Not sure I can explain it any more clearly, and this does risk getting off-topic, but: Let's say you run Aston Villa, an NBA team. A sound "Moneyball" - ie analytics-based -strategy would be to sell the entire first team (since there is no relegation) and replace them with, why not, the Havant and Waterlooville first 11. This increases your odds of being arbitrarily assigned Ross Barkley, who doesn't have the legal right to play for another side for at least half a decade, and who you are legally entitled to pay around 10% of the market rate. You don't have to scout Gerard Deulofeu, or Seamus Coleman, or Brendan Galloway, and then put in a competitive offer for them - you just try to perform even more ineptly and they'll be assigned to you. You don't have to worry about, say, stadium expenses, because if Birmingham won't pay you, you can move and become Surrey or Shoreditch Villa - or you might just go there anyways because the North under the Tories doesn't make you wealthy enough.
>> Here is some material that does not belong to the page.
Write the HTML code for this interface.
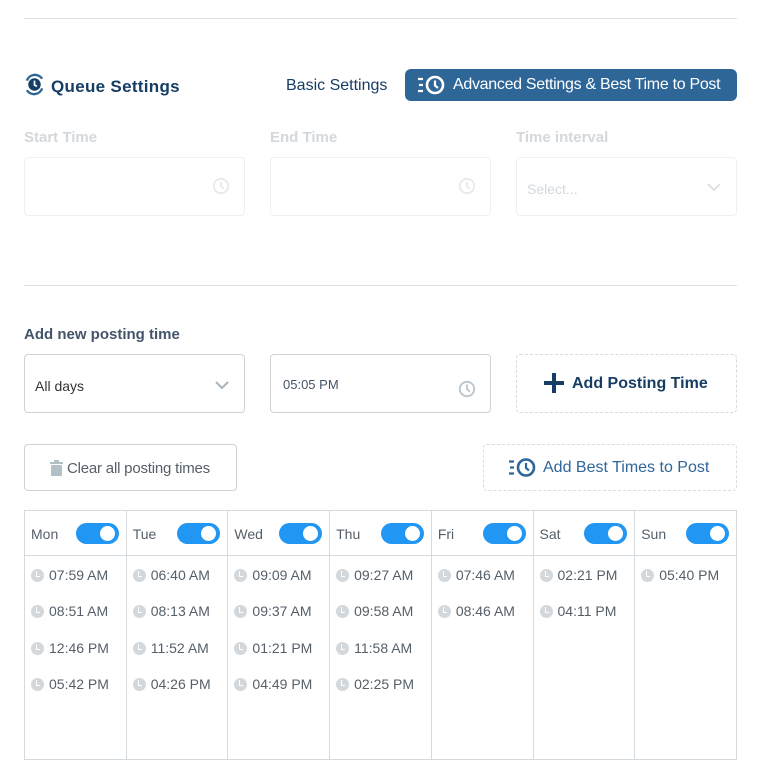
<!DOCTYPE html>
<html><head><style>
*{box-sizing:border-box;margin:0;padding:0}
body{width:760px;height:775px;background:#fff;font-family:"Liberation Sans",sans-serif;position:relative;overflow:hidden;color:#44546a}
.a{position:absolute}
.hr{position:absolute;left:24px;width:713px;height:1px;background:#dde1e5}
.lbl{position:absolute;font-size:15px;color:#d3d8dc;font-weight:bold}
.inp{position:absolute;border:1px solid #eef0f2;border-radius:4px;height:59px;width:221px;top:157px}
.clk{position:absolute;width:18px;height:18px}
table{position:absolute;left:24px;top:510px;width:713px;border-collapse:collapse}
td{border:1px solid #d5dade;vertical-align:top;width:102px;font-size:14px;color:#555f69}
.h{height:45px;position:relative}
.h span{position:absolute;left:6px;top:15px}
.tg{position:absolute;right:7px;top:12px;width:43px;height:21px;border-radius:11px;background:#2196f3}
.tg:after{content:"";position:absolute;right:4px;top:3px;width:15px;height:15px;border-radius:50%;background:#fff}
.b{height:204px;padding-top:11px}
.t{height:36.4px;padding-left:6px;display:flex;align-items:flex-start;gap:5px}
.t i{display:inline-block;width:13px;height:13px;border-radius:50%;background:#d3d8dc;position:relative;margin-top:2px}
.t i:after{content:"";position:absolute;left:5px;top:2px;width:3px;height:5px;border-left:1.5px solid #fff;border-bottom:1.5px solid #fff}
</style></head><body>
<div class="hr" style="top:18px"></div>
<svg class="a" style="left:23px;top:73px" width="23" height="23" viewBox="0 0 24 24"><path d="M4 8A9 9 0 0 1 20 6" stroke="#2e6698" stroke-width="2.5" fill="none"/><path d="M20 16A9 9 0 0 1 4 18" stroke="#2e6698" stroke-width="2.5" fill="none"/><circle cx="12" cy="12" r="6.5" fill="#163d63"/><path d="M12 8v4.5l2.5 1.5" stroke="#fff" stroke-width="1.8" fill="none"/></svg>
<div class="a" style="left:51px;top:77px;font-size:17px;font-weight:bold;color:#163d63;letter-spacing:0.3px">Queue Settings</div>
<div class="a" style="left:286px;top:77px;font-size:16px;color:#163d63">Basic Settings</div>
<div class="a" style="left:405px;top:69px;width:332px;height:32px;border-radius:6px;background:#2e6698;color:#fff;font-size:16px;padding:7px 0 0 48px;letter-spacing:-0.3px;white-space:nowrap">Advanced Settings &amp; Best Time to Post</div>
<svg class="a" style="left:418px;top:75px" width="28" height="20" viewBox="0 0 28 20"><path d="M0 4h5M1 10h4M0 16h5" stroke="#fff" stroke-width="2.2"/><circle cx="17" cy="10" r="8" stroke="#fff" stroke-width="2.6" fill="none"/><path d="M17 5.5v5l3 2.5" stroke="#fff" stroke-width="2.2" fill="none"/></svg>
<div class="lbl" style="left:24px;top:129px">Start Time</div>
<div class="lbl" style="left:270px;top:129px">End Time</div>
<div class="lbl" style="left:516px;top:129px">Time interval</div>
<div class="inp" style="left:24px"></div>
<div class="inp" style="left:270px"></div>
<div class="inp" style="left:516px"><span class="a" style="left:10px;top:23px;font-size:14px;color:#d3d8dc">Select...</span><svg class="a" style="left:189px;top:24px" width="16" height="10"><path d="M2 2l6 6 6-6" stroke="#dde1e5" stroke-width="2" fill="none"/></svg></div>
<svg class="clk" style="left:212px;top:177px" viewBox="0 0 20 20"><circle cx="10" cy="10" r="8" stroke="#e6e9ec" stroke-width="2" fill="none"/><path d="M10 5v5l3 3" stroke="#e6e9ec" stroke-width="2" fill="none"/></svg>
<svg class="clk" style="left:458px;top:177px" viewBox="0 0 20 20"><circle cx="10" cy="10" r="8" stroke="#e6e9ec" stroke-width="2" fill="none"/><path d="M10 5v5l3 3" stroke="#e6e9ec" stroke-width="2" fill="none"/></svg>
<div class="hr" style="top:285px"></div>
<div class="a" style="left:24px;top:326px;font-size:15px;font-weight:bold;color:#44546a">Add new posting time</div>
<div class="a" style="left:24px;top:354px;width:221px;height:59px;border:1px solid #ccd3d9;border-radius:4px"><span class="a" style="left:10px;top:23px;font-size:14px;color:#333">All days</span><svg class="a" style="left:189px;top:25px" width="16" height="10"><path d="M2 2l6 6 6-6" stroke="#aab4bd" stroke-width="2" fill="none"/></svg></div>
<div class="a" style="left:270px;top:354px;width:221px;height:59px;border:1px solid #ccd3d9;border-radius:4px"><span class="a" style="left:12px;top:22px;font-size:13px;color:#44546a">05:05 PM</span></div>
<svg class="clk" style="left:458px;top:380px" viewBox="0 0 20 20"><circle cx="10" cy="10" r="8" stroke="#b8c4cc" stroke-width="2" fill="none"/><path d="M10 5v5l3 3" stroke="#b8c4cc" stroke-width="2" fill="none"/></svg>
<div class="a" style="left:516px;top:354px;width:221px;height:59px;border:1px dashed #d5dade;border-radius:4px"></div>
<svg class="a" style="left:543px;top:372px" width="22" height="22"><path d="M11 1v20M1 11h20" stroke="#163d63" stroke-width="4"/></svg>
<div class="a" style="left:572px;top:375px;font-size:16px;font-weight:bold;color:#163d63">Add Posting Time</div>
<div class="a" style="left:24px;top:444px;width:213px;height:47px;border:1px solid #ccd3d9;border-radius:4px"></div>
<svg class="a" style="left:50px;top:460px" width="13" height="16"><rect x="0" y="2" width="13" height="2" fill="#b4c0c8"/><rect x="4" y="0" width="5" height="2" fill="#b4c0c8"/><rect x="1" y="5" width="11" height="11" rx="1" fill="#b4c0c8"/></svg>
<div class="a" style="left:67px;top:460px;font-size:15px;color:#555f69;letter-spacing:-0.2px">Clear all posting times</div>
<div class="a" style="left:483px;top:444px;width:254px;height:47px;border:1px dashed #d5dde6;border-radius:4px"></div>
<svg class="a" style="left:509px;top:457px" width="28" height="21" viewBox="0 0 28 20"><path d="M0 4h5M1 10h4M0 16h5" stroke="#2e6698" stroke-width="2.2"/><circle cx="17" cy="10" r="8" stroke="#2e6698" stroke-width="2.6" fill="none"/><path d="M17 5.5v5l3 2.5" stroke="#2e6698" stroke-width="2.2" fill="none"/></svg>
<div class="a" style="left:543px;top:459px;font-size:16px;color:#2e6698">Add Best Times to Post</div>
<table><tr>
<td class="h"><span>Mon</span><div class="tg"></div></td>
<td class="h"><span>Tue</span><div class="tg"></div></td>
<td class="h"><span>Wed</span><div class="tg"></div></td>
<td class="h"><span>Thu</span><div class="tg"></div></td>
<td class="h"><span>Fri</span><div class="tg"></div></td>
<td class="h"><span>Sat</span><div class="tg"></div></td>
<td class="h"><span>Sun</span><div class="tg"></div></td>
</tr><tr>
<td class="b"><div class="t"><i></i>07:59 AM</div><div class="t"><i></i>08:51 AM</div><div class="t"><i></i>12:46 PM</div><div class="t"><i></i>05:42 PM</div></td>
<td class="b"><div class="t"><i></i>06:40 AM</div><div class="t"><i></i>08:13 AM</div><div class="t"><i></i>11:52 AM</div><div class="t"><i></i>04:26 PM</div></td>
<td class="b"><div class="t"><i></i>09:09 AM</div><div class="t"><i></i>09:37 AM</div><div class="t"><i></i>01:21 PM</div><div class="t"><i></i>04:49 PM</div></td>
<td class="b"><div class="t"><i></i>09:27 AM</div><div class="t"><i></i>09:58 AM</div><div class="t"><i></i>11:58 AM</div><div class="t"><i></i>02:25 PM</div></td>
<td class="b"><div class="t"><i></i>07:46 AM</div><div class="t"><i></i>08:46 AM</div></td>
<td class="b"><div class="t"><i></i>02:21 PM</div><div class="t"><i></i>04:11 PM</div></td>
<td class="b"><div class="t"><i></i>05:40 PM</div></td>
</tr></table>
</body></html>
There is no shortage of teams who take this approach, and they are praised for using "analytic" or "Moneyball" methods.
Is it so difficult to see why the assumptions behind this approach don't necessarily translate in the rest of the world? Why owners accustomed to this system might make poor decisions elsewhere?
The cognitive dissonance in extolling the "free market" but embracing this model is interesting, but best left for the Ale House.